REQUIRED WORK: Each line that holds the word "this" should be returned.

RECORDED INFORMATION:
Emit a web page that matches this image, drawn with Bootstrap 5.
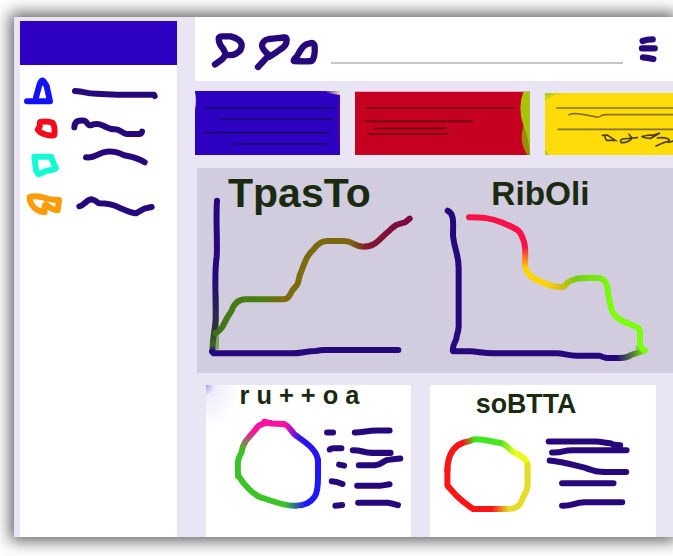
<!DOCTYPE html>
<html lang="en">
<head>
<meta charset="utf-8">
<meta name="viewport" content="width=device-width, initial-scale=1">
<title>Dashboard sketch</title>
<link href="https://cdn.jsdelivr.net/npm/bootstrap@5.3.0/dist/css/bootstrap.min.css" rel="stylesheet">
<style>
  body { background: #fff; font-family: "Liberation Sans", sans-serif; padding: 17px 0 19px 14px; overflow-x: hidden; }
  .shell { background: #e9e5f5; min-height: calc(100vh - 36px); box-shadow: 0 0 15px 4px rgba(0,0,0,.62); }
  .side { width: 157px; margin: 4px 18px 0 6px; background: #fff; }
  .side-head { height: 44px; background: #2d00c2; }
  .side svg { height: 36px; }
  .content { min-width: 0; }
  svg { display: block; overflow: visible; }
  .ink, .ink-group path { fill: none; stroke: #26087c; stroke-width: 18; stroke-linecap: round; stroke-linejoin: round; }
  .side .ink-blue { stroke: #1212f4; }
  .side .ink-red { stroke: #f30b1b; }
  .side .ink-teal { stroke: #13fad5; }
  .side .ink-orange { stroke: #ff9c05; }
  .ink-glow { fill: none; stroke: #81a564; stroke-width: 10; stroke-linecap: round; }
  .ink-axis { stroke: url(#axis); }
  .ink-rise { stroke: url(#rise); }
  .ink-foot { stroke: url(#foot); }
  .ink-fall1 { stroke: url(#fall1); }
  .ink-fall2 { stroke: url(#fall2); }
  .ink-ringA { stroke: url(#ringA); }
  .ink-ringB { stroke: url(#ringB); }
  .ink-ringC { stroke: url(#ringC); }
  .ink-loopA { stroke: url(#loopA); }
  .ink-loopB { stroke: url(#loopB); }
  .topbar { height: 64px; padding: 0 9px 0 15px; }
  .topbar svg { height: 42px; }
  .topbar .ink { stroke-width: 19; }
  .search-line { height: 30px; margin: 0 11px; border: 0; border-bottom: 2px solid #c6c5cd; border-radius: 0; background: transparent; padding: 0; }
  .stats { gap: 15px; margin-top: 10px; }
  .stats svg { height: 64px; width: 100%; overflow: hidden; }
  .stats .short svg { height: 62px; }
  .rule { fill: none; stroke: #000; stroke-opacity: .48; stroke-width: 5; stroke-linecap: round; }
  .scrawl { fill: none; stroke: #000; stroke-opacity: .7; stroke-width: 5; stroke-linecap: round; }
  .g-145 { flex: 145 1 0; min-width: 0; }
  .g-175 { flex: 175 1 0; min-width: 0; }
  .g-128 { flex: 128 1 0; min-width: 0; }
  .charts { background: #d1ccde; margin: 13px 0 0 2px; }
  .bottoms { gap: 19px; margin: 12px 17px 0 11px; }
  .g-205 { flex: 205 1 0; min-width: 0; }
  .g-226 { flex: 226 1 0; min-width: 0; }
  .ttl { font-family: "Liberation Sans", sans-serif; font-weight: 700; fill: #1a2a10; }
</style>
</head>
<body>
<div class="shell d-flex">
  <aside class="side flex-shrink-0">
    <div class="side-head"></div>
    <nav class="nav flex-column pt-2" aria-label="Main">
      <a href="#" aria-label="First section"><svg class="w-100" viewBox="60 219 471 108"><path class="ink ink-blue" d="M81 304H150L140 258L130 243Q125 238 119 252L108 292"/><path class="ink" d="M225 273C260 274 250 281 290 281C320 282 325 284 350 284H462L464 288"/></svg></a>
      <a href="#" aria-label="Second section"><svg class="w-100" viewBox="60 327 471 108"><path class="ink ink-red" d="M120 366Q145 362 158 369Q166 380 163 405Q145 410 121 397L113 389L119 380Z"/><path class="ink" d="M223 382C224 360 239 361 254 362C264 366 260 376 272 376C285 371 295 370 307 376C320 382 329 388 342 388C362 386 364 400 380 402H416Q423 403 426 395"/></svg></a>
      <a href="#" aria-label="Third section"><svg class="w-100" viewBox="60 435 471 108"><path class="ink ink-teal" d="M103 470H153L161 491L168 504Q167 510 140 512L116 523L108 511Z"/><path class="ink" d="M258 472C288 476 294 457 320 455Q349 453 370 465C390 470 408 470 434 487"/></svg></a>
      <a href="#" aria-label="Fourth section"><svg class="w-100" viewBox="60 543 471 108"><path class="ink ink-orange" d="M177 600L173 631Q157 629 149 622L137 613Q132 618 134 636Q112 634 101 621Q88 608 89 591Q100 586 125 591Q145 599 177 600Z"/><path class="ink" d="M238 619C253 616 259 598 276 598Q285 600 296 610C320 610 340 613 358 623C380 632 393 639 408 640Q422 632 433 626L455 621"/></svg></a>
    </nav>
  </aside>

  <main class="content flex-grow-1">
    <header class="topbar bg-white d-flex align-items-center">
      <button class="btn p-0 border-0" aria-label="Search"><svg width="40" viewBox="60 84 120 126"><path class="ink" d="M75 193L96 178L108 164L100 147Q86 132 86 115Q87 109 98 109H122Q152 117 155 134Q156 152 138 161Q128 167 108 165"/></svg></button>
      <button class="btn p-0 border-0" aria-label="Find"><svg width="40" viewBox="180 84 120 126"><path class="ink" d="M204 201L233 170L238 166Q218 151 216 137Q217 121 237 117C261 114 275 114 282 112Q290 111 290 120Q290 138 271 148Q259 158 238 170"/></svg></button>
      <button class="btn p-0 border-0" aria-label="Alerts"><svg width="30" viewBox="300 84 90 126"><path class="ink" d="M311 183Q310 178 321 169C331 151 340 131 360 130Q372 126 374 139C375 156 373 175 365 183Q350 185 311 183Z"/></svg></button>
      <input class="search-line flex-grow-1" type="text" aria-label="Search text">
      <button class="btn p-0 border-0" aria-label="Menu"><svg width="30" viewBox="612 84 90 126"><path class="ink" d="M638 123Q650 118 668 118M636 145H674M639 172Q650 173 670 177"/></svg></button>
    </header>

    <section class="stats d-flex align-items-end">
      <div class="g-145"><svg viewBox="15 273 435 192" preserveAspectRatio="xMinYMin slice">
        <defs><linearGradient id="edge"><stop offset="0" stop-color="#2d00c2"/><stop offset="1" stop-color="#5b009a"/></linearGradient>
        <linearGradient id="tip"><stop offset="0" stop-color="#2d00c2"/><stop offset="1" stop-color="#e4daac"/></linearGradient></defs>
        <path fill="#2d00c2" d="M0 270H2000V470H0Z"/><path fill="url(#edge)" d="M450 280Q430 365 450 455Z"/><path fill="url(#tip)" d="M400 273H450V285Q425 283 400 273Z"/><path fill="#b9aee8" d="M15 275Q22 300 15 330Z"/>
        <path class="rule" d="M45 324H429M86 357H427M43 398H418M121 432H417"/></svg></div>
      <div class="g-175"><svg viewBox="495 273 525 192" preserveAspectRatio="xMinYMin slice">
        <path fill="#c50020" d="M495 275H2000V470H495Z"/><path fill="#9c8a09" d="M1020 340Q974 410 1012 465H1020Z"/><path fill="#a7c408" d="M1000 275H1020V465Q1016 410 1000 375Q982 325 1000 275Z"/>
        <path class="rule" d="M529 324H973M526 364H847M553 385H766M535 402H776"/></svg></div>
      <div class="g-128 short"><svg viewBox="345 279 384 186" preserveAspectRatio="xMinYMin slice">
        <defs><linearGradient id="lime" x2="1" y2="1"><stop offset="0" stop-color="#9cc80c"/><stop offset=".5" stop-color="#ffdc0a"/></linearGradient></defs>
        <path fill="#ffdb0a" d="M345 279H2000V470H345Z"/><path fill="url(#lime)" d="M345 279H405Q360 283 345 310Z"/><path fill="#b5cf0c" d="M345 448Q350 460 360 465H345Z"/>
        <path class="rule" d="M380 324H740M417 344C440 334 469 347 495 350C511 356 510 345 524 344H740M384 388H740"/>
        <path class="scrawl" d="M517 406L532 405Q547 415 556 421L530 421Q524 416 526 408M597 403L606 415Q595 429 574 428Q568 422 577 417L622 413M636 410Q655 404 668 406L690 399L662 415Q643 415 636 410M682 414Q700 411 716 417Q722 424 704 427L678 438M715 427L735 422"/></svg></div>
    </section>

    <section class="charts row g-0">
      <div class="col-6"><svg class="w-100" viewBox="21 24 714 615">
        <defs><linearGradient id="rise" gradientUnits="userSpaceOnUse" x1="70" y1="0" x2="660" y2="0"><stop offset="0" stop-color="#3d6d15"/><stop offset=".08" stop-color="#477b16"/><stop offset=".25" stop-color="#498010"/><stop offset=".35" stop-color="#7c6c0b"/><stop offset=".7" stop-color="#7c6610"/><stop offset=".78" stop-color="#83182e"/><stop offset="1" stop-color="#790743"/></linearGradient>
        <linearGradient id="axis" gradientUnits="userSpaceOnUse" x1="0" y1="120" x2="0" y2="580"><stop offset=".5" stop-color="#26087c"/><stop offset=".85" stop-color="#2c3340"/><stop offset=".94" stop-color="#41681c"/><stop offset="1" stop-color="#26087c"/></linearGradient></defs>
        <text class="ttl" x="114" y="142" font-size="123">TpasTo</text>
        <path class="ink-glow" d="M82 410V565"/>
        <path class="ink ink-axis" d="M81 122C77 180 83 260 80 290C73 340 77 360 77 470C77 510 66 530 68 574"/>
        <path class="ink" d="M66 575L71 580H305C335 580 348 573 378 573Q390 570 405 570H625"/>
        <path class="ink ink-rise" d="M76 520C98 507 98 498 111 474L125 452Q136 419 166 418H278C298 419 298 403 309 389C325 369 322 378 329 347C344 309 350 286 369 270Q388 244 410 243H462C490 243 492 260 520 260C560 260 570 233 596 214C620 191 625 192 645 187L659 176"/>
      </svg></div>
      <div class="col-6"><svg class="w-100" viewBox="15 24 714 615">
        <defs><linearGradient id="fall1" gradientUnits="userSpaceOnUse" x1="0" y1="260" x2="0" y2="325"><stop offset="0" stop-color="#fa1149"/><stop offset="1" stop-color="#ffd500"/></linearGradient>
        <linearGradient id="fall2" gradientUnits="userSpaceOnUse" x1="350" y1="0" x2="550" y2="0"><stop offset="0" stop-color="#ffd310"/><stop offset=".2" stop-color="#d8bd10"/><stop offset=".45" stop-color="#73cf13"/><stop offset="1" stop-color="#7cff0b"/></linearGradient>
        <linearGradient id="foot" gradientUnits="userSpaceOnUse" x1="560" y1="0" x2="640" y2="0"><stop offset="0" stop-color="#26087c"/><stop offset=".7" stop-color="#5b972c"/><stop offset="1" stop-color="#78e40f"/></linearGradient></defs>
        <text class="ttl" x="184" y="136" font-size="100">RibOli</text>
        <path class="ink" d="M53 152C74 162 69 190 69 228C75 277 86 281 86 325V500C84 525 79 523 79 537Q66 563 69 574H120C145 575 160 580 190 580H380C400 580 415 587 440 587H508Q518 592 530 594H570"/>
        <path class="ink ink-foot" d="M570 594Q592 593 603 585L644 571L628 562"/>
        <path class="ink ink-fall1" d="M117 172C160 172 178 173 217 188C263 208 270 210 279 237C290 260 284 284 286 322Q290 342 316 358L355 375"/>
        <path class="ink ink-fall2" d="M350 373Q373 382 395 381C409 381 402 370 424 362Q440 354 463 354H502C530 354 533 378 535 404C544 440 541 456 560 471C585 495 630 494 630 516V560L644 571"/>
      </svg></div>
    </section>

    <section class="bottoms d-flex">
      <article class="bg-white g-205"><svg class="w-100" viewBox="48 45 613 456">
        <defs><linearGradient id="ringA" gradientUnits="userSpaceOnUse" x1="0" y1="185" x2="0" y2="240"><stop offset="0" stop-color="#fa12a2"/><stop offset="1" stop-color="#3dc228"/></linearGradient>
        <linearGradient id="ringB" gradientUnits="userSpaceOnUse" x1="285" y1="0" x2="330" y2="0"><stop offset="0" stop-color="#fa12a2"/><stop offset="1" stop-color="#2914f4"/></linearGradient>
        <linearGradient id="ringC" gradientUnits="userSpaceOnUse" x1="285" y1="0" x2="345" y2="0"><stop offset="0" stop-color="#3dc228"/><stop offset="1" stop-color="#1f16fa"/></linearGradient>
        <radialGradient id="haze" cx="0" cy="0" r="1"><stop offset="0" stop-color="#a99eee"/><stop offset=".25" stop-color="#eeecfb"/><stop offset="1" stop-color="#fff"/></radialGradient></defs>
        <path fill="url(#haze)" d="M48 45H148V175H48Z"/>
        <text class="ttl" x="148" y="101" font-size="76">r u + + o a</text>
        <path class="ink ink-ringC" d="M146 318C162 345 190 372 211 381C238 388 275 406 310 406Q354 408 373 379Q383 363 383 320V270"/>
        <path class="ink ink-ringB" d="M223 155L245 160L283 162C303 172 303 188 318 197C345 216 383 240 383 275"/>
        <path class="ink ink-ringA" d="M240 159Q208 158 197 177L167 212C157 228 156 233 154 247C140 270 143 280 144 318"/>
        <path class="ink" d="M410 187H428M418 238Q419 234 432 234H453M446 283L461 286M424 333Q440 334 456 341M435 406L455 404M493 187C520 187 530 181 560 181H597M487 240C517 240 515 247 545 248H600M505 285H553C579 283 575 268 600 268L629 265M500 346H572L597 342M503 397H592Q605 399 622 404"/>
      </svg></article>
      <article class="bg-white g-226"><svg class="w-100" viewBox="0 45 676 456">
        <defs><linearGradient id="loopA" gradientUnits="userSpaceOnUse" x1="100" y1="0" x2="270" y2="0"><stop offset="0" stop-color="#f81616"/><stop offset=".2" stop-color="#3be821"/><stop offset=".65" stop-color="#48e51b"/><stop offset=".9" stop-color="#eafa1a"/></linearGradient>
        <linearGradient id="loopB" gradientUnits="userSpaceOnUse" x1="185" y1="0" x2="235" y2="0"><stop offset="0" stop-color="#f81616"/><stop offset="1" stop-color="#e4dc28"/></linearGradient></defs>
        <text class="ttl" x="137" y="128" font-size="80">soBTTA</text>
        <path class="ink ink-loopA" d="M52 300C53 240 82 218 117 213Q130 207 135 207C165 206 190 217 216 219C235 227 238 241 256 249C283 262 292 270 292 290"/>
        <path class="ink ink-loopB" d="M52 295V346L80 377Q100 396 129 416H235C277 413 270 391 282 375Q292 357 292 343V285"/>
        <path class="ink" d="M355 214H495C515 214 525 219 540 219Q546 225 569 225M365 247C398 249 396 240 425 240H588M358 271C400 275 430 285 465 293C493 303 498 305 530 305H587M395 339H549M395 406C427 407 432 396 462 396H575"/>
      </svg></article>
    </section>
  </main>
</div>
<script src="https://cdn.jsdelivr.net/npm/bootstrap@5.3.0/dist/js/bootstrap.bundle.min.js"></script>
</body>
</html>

--

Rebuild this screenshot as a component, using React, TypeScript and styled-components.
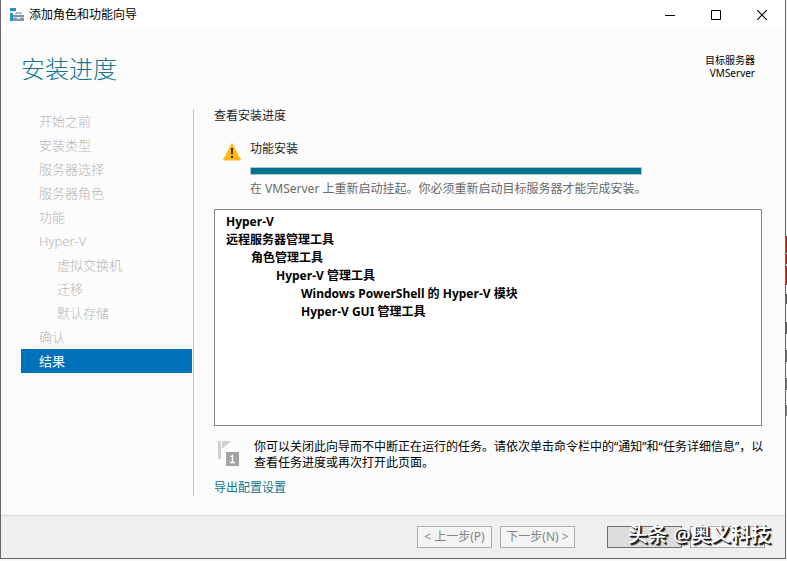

SOLUTION TO THE PROBLEM:
Emit a web page that matches this image, drawn with Bootstrap 5.
Rebuild this screenshot as a component, using React, TypeScript and styled-components.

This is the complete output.